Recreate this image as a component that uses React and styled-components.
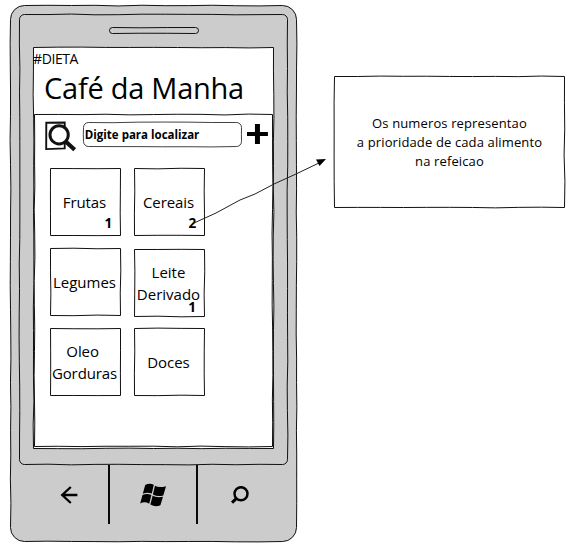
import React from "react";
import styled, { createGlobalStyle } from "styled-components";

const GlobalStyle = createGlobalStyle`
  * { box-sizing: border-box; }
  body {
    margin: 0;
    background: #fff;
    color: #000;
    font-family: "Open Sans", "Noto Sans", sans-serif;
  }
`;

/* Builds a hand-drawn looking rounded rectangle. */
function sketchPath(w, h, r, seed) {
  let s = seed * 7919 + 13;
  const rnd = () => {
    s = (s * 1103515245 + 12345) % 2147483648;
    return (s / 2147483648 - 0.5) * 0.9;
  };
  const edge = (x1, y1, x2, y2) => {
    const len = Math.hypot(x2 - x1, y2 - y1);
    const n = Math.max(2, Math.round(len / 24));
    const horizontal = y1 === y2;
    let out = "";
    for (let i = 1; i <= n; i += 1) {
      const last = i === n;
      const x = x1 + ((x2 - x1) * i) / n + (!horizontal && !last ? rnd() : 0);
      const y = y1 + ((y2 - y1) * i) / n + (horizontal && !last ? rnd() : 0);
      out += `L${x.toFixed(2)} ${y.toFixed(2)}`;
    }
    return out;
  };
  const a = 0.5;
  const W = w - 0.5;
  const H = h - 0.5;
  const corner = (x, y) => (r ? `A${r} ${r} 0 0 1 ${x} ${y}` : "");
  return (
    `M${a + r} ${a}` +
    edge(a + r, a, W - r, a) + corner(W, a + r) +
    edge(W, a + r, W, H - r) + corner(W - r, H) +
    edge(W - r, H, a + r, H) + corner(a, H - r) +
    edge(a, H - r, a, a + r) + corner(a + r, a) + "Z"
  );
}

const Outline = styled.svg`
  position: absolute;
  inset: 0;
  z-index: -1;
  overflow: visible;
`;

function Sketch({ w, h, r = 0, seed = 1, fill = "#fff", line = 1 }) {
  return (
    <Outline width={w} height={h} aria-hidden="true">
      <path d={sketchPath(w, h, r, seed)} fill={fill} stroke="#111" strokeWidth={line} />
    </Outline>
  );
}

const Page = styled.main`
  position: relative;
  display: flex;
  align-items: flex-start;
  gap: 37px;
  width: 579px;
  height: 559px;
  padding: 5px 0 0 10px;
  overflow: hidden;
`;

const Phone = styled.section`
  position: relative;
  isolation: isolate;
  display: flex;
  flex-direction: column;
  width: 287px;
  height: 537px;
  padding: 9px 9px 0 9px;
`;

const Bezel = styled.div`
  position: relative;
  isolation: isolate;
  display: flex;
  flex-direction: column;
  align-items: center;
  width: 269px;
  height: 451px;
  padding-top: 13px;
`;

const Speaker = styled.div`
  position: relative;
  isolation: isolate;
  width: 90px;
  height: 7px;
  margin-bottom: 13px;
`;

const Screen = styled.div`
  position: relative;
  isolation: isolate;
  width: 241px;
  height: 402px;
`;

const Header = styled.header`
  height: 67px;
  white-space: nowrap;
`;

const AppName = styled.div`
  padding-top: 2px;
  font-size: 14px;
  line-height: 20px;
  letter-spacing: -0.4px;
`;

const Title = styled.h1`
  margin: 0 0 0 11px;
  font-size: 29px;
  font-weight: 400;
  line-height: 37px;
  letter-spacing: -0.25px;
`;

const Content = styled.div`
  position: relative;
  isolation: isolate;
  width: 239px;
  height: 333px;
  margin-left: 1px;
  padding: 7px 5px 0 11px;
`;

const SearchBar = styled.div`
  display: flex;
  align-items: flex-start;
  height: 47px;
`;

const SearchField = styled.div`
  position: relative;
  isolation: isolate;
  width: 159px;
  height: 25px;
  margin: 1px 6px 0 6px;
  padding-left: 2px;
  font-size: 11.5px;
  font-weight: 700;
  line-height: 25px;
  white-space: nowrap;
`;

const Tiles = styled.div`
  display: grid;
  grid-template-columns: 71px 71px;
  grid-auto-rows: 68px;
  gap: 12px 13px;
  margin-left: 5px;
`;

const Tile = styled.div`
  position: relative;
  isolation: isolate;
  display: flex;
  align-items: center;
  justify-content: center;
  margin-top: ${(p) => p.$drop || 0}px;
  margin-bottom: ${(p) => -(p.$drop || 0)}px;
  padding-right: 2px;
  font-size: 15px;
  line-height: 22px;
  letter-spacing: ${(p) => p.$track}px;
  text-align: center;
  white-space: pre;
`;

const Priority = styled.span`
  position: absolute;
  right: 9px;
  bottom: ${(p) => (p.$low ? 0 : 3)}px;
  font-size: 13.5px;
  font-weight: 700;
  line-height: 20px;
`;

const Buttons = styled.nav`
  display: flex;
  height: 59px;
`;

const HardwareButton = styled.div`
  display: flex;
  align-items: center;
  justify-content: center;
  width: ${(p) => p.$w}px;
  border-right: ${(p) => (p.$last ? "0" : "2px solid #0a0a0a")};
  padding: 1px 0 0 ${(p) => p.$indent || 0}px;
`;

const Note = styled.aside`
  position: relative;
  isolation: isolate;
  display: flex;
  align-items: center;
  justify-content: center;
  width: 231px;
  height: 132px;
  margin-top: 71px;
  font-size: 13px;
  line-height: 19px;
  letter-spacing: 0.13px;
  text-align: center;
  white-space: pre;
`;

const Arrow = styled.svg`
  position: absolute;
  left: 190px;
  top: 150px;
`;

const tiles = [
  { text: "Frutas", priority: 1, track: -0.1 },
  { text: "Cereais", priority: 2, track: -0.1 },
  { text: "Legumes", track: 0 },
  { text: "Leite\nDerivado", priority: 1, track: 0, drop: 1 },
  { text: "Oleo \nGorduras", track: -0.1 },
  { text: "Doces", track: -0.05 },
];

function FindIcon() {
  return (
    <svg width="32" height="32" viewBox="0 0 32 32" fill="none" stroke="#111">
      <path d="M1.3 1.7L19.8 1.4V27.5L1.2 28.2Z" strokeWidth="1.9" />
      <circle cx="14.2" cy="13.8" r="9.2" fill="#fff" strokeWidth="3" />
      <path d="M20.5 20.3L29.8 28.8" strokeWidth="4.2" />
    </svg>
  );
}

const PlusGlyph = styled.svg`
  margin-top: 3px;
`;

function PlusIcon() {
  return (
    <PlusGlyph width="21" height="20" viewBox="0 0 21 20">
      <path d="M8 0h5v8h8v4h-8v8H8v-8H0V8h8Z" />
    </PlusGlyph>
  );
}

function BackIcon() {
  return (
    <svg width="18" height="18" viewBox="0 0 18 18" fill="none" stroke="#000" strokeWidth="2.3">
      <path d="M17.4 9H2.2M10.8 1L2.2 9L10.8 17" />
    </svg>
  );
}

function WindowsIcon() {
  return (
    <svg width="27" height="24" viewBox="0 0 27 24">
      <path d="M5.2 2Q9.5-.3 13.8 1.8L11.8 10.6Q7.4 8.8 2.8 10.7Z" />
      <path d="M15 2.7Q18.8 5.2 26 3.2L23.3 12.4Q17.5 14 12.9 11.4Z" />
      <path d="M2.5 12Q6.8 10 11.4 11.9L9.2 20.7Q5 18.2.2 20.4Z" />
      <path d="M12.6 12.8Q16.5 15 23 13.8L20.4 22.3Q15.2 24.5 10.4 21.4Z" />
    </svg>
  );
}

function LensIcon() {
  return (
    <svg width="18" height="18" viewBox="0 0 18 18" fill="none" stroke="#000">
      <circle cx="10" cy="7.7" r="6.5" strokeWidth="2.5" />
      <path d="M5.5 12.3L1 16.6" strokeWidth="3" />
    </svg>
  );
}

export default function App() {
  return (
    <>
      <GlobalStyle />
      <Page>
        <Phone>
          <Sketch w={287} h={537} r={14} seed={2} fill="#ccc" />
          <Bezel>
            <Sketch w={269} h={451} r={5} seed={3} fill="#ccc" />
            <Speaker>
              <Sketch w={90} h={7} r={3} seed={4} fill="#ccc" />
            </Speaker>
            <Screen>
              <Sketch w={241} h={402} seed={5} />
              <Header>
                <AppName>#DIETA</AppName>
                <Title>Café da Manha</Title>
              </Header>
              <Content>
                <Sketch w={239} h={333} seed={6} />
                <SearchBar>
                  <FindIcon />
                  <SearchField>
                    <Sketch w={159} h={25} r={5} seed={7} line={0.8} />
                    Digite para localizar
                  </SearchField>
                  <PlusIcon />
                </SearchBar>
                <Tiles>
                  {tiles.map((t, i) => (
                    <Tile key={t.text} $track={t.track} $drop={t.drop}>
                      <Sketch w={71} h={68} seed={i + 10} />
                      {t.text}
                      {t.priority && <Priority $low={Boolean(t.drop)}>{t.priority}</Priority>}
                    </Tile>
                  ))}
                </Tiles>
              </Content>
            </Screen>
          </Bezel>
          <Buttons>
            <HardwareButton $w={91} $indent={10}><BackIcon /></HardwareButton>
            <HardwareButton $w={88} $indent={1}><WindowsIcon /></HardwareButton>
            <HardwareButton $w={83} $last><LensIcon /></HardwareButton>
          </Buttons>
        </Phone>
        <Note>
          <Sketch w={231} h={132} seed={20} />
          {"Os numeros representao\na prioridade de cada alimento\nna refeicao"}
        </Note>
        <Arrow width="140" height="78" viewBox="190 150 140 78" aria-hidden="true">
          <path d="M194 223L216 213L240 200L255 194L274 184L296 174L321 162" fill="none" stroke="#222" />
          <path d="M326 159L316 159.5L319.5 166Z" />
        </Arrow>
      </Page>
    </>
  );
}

_Task to carry out:_ Look through the data and show every line containing "React".

_Answer to this exercise:_
Recreate this image as a component that uses React and styled-components.
import React from "react";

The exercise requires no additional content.